Haro sur le ciblage publicitaire
Interrogée par Novethic, la CNIL liste les nombreux risques du ciblage publicitaire pour les utilisateurs : "discrimination et exclusion", "exposition à la désinformation", "renforcement de la polarisation politique", "perte de contrôle" lorsque des caractéristiques d'une personne sont déduites sans consentement... Des raisons de souveraineté européenne sur le numérique poussent aussi l'Europe à limiter le pouvoir des Gafam. "Grâce à une connaissance fine des besoins des citoyens, les géants du numérique américains peuvent proposer des produits plus en avance que nous", explique à Novethic Claire Poirson, avocate fondatrice du cabinet Firsh dédié à l'innovation.

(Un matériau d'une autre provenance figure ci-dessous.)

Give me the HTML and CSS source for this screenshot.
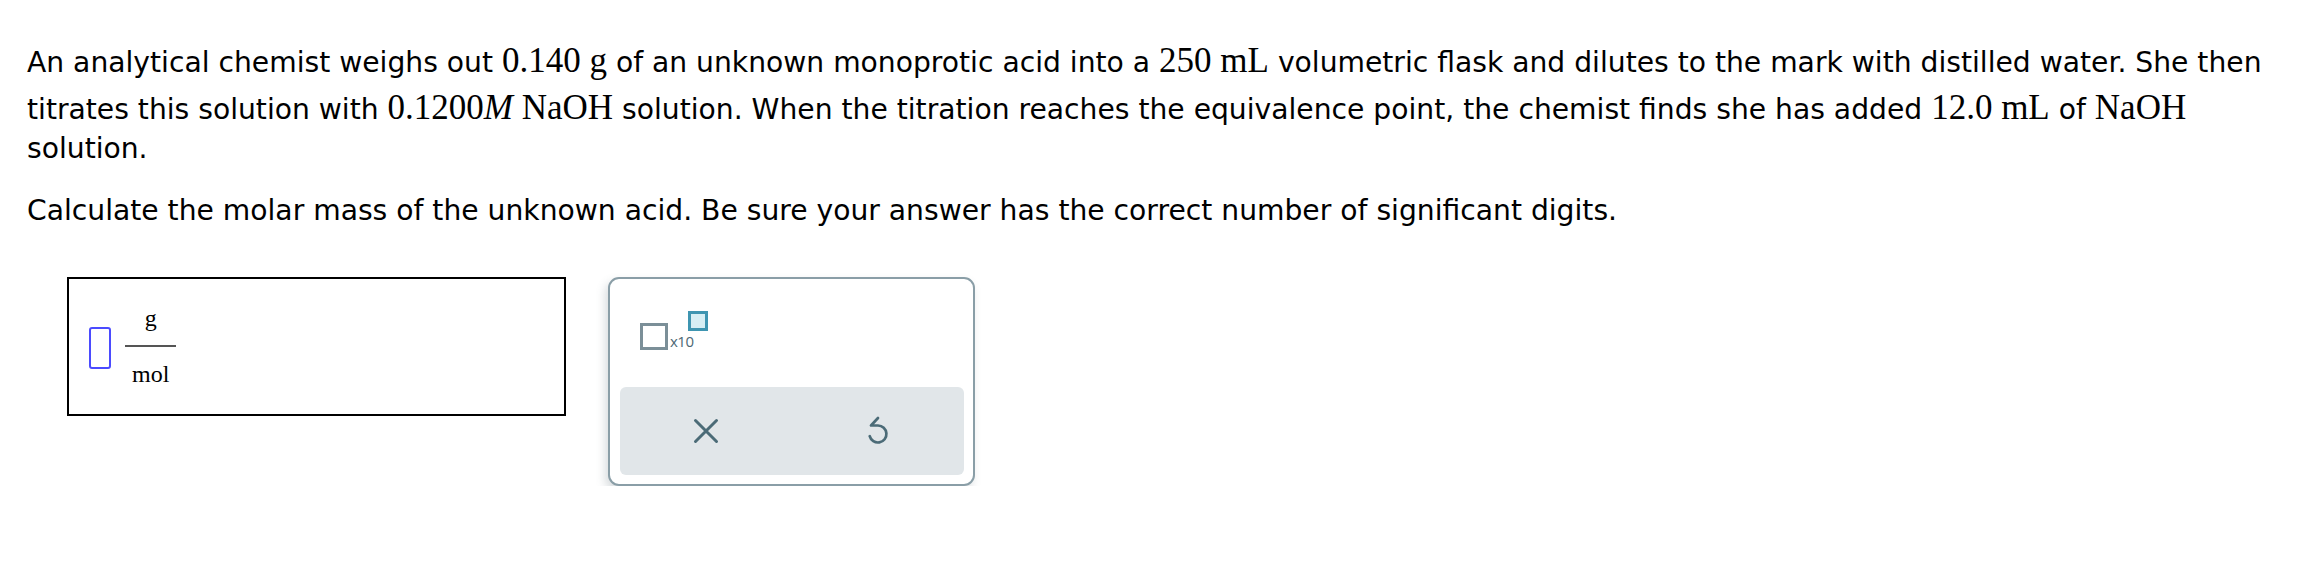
FILE: index.html
```html
<!DOCTYPE html>
<html>
<head>
<meta charset="utf-8">
<link rel="stylesheet" href="styles.css">
</head>
<body>
<div class="page">
  <div class="question">
    <p>An analytical chemist weighs out <span class="m deep">0.140&nbsp;g</span> of an unknown monoprotic acid into a <span class="m">250&nbsp;mL</span> volumetric flask and dilutes to the mark with distilled water. She then titrates this solution with <span class="m">0.1200<i>M</i>&nbsp;NaOH</span> solution. When the titration reaches the equivalence point, the chemist finds she has added <span class="m">12.0&nbsp;mL</span> of <span class="m">NaOH</span> solution.</p>
    <p>Calculate the molar mass of the unknown acid. Be sure your answer has the correct number of significant digits.</p>
  </div>
  <div class="answer-row">
    <div class="answer-box">
      <span class="slot"></span>
      <span class="frac">
        <span class="num">g</span>
        <span class="den">mol</span>
      </span>
    </div>
    <div class="toolbox">
      <div class="tool-top">
        <div class="sci">
          <span class="base-sq"></span>
          <span class="x10">x10</span>
          <span class="exp-sq"></span>
        </div>
      </div>
      <div class="actions">
        <button class="act" aria-label="clear">
          <svg width="26" height="26" viewBox="0 0 26 26"><path d="M2.5 2.5 L23.5 23.5 M23.5 2.5 L2.5 23.5" stroke="#4b6b77" stroke-width="3" stroke-linecap="round" fill="none"/></svg>
        </button>
        <button class="act" aria-label="undo">
          <svg width="30" height="30" viewBox="4.5 4 30 30"><path d="M19.5 6 L12.5 13.5 H19.5 A8.5 8.5 0 1 1 11.2 24.2" stroke="#4b6b77" stroke-width="2.7" stroke-linecap="round" stroke-linejoin="round" fill="none"/></svg>
        </button>
      </div>
    </div>
  </div>
</div>
</body>
</html>
```

FILE: styles.css
```css
html, body {
  margin: 0;
  padding: 0;
  background: #ffffff;
}

.page {
  padding: 43px 27px 0 27px;
  font-family: "DejaVu Sans", Verdana, sans-serif;
  font-size: 28.2px;
  color: #000;
}

.question p {
  margin: 0 0 23px 0;
  line-height: 39px;
}

.m {
  font-family: "Liberation Serif", "Times New Roman", serif;
  font-size: 35px;
  line-height: 1;
}

.m i {
  font-style: italic;
}

.m.deep {
  display: inline-block;
  padding-bottom: 12px;
}

.answer-row {
  display: flex;
  align-items: flex-start;
  margin-top: 47px;
  padding-left: 40px;
  gap: 42px;
}

.answer-box {
  box-sizing: border-box;
  width: 499px;
  height: 139px;
  border: 2px solid #000;
  display: flex;
  align-items: center;
  padding-left: 20px;
}

.slot {
  box-sizing: border-box;
  width: 22px;
  height: 42px;
  border: 2px solid #4b4bff;
  border-radius: 3px;
  margin-top: 3px;
}

.frac {
  display: inline-flex;
  flex-direction: column;
  align-items: stretch;
  margin-left: 14px;
  font-family: "Liberation Serif", "Times New Roman", serif;
  font-size: 24px;
}

.num {
  display: block;
  line-height: 27px;
  padding-bottom: 13px;
  border-bottom: 2px solid #555;
  text-align: center;
}

.den {
  display: block;
  line-height: 27px;
  padding: 14px 7px 0 7px;
  text-align: center;
}

.toolbox {
  box-sizing: border-box;
  width: 367px;
  height: 209px;
  border: 2px solid #8a9ea7;
  border-radius: 11px;
  background: #fff;
  box-shadow: -3px 5px 10px rgba(80, 100, 110, 0.22);
  display: flex;
  flex-direction: column;
  padding: 0 9px 9px 10px;
}

.tool-top {
  flex: 1;
  padding: 32px 0 0 20px;
}

.sci {
  position: relative;
  display: flex;
  align-items: flex-end;
  height: 39px;
}

.base-sq {
  box-sizing: border-box;
  width: 28px;
  height: 27px;
  border: 3px solid #7b8f98;
}

.x10 {
  font-family: "Open Sans", "Liberation Sans", sans-serif;
  font-size: 15px;
  line-height: 15px;
  color: #4d6874;
  margin-left: 2px;
  margin-bottom: 1px;
  letter-spacing: -0.5px;
}

.exp-sq {
  position: absolute;
  left: 48px;
  top: 0;
  box-sizing: border-box;
  width: 20px;
  height: 20px;
  border: 3px solid #3e95b1;
  background: #d6eef4;
}

.actions {
  height: 88px;
  background: #e1e6e9;
  border-radius: 6px;
  display: flex;
}

.act {
  flex: 1;
  border: 0;
  background: transparent;
  padding: 0;
  display: flex;
  align-items: center;
  justify-content: center;
}
```
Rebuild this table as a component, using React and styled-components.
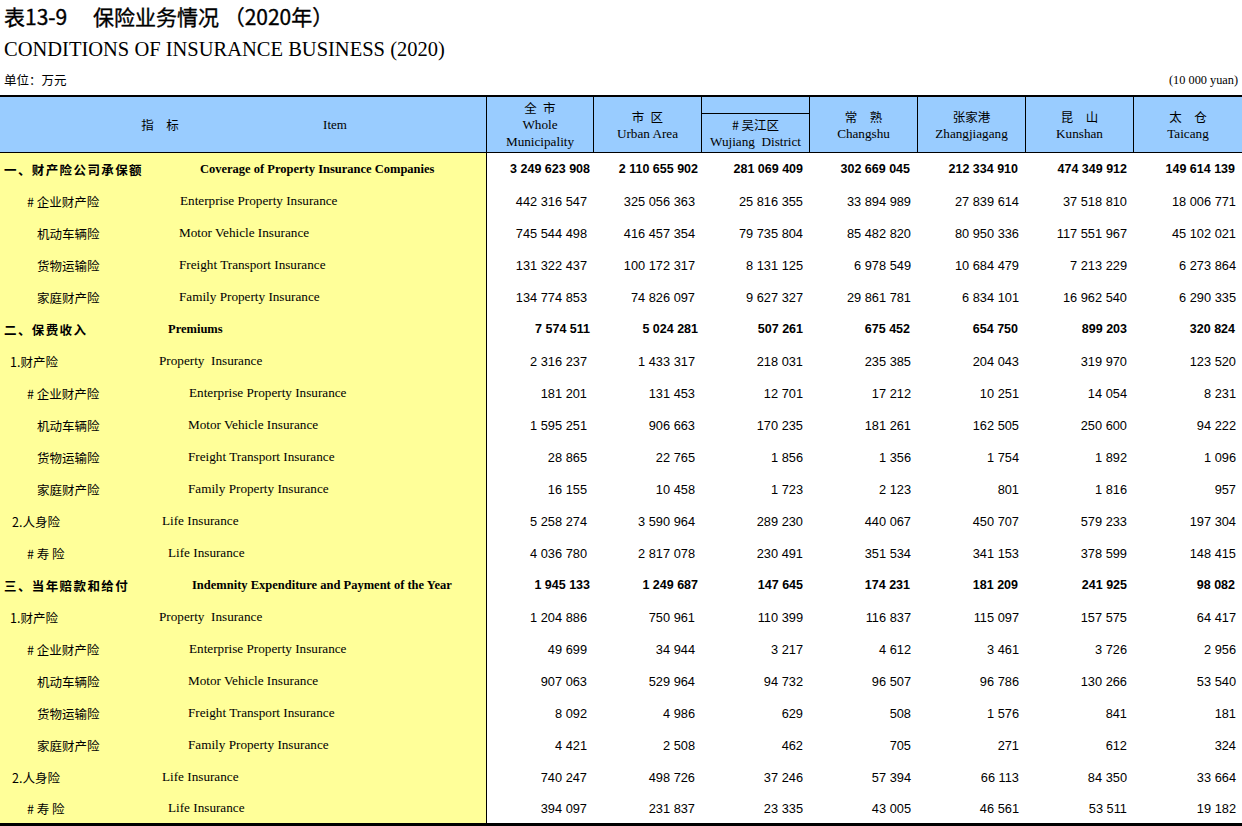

D'autres réseaux sociaux tentent de tirer leur épingle du jeu en promettant de récolter moins d'informations. C'est le cas de Bluesky et Mastodon, liste le média spécialisé Wired. "Mastodon est un projet utopique, non lucratif, qui, contrairement à Meta, n'a pas la volonté d'encourager les communications pour proposer plus de publicités", nous explique Corinne Henin, experte en cybersécurité. Cependant, il faut faire attention à sélectionner un serveur de confiance sur Mastodon. Ces réseaux ne peuvent pas non plus s'affranchir des risques de failles de sécurité et de collecte du contenu public pour de l'usurpation d'identité ou des objectifs publicitaires. Sur ces sujets, seule la sobriété d'usage protège les utilisateurs.